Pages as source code

◇ ◇ ◇ ◇ ◇

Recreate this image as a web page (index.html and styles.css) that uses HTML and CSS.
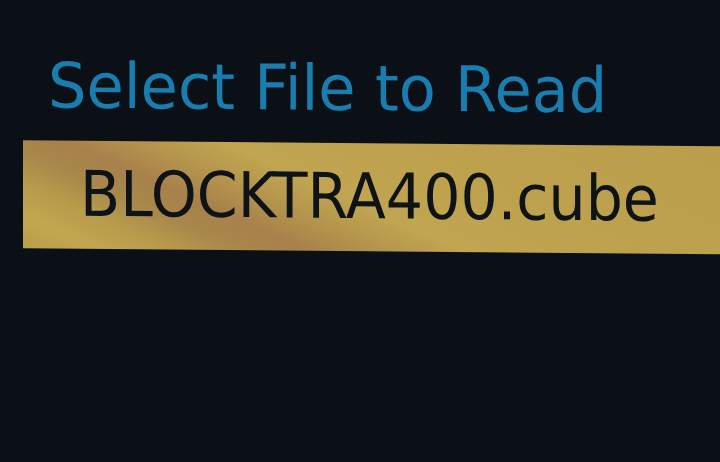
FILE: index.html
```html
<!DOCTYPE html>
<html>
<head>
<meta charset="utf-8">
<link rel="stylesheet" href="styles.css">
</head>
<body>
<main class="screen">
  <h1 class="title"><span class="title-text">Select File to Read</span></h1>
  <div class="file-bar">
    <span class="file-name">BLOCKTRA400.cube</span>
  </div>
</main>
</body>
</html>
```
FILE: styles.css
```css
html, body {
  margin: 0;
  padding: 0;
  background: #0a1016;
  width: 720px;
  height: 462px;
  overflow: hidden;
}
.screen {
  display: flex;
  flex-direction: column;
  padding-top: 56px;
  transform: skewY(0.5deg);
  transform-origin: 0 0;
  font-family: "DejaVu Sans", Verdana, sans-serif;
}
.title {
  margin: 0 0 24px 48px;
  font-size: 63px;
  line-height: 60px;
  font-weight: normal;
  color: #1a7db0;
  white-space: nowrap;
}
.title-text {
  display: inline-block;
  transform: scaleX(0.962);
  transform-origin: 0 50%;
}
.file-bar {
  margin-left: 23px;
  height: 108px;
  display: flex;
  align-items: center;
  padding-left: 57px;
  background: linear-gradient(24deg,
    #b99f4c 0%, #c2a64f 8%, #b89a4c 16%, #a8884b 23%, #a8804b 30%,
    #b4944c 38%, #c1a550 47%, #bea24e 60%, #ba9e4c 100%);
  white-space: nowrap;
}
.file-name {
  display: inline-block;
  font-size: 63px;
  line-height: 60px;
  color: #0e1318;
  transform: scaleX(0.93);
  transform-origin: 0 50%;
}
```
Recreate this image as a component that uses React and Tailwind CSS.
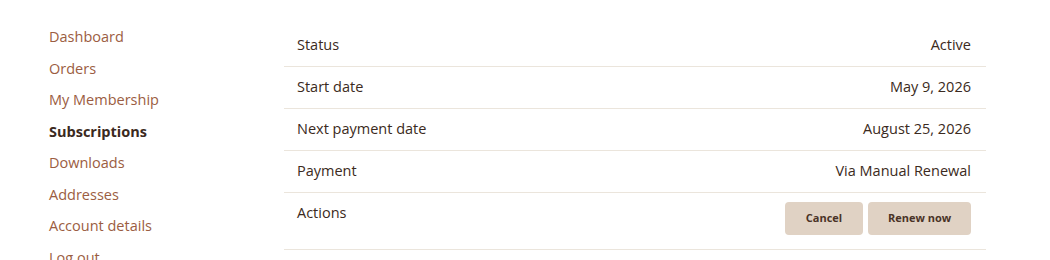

◇ ◇ ◇ ◇ ◇

_WHAT NEEDS TO BE DONE_:
Repeat the records above verbatim, with no pictures in the result.

_TASK RESULT_:
Recreate this image as a web page (index.html and styles.css) that uses HTML and CSS.
FILE: index.html
```html
<!DOCTYPE html>
<html>
<head>
<meta charset="utf-8">
<link rel="stylesheet" href="styles.css">
</head>
<body>
<main class="screen">
  <h1 class="title"><span class="title-text">Select File to Read</span></h1>
  <div class="file-bar">
    <span class="file-name">BLOCKTRA400.cube</span>
  </div>
</main>
</body>
</html>
```
FILE: styles.css
```css
html, body {
  margin: 0;
  padding: 0;
  background: #0a1016;
  width: 720px;
  height: 462px;
  overflow: hidden;
}
.screen {
  display: flex;
  flex-direction: column;
  padding-top: 56px;
  transform: skewY(0.5deg);
  transform-origin: 0 0;
  font-family: "DejaVu Sans", Verdana, sans-serif;
}
.title {
  margin: 0 0 24px 48px;
  font-size: 63px;
  line-height: 60px;
  font-weight: normal;
  color: #1a7db0;
  white-space: nowrap;
}
.title-text {
  display: inline-block;
  transform: scaleX(0.962);
  transform-origin: 0 50%;
}
.file-bar {
  margin-left: 23px;
  height: 108px;
  display: flex;
  align-items: center;
  padding-left: 57px;
  background: linear-gradient(24deg,
    #b99f4c 0%, #c2a64f 8%, #b89a4c 16%, #a8884b 23%, #a8804b 30%,
    #b4944c 38%, #c1a550 47%, #bea24e 60%, #ba9e4c 100%);
  white-space: nowrap;
}
.file-name {
  display: inline-block;
  font-size: 63px;
  line-height: 60px;
  color: #0e1318;
  transform: scaleX(0.93);
  transform-origin: 0 50%;
}
```
Recreate this image as a component that uses React and Tailwind CSS.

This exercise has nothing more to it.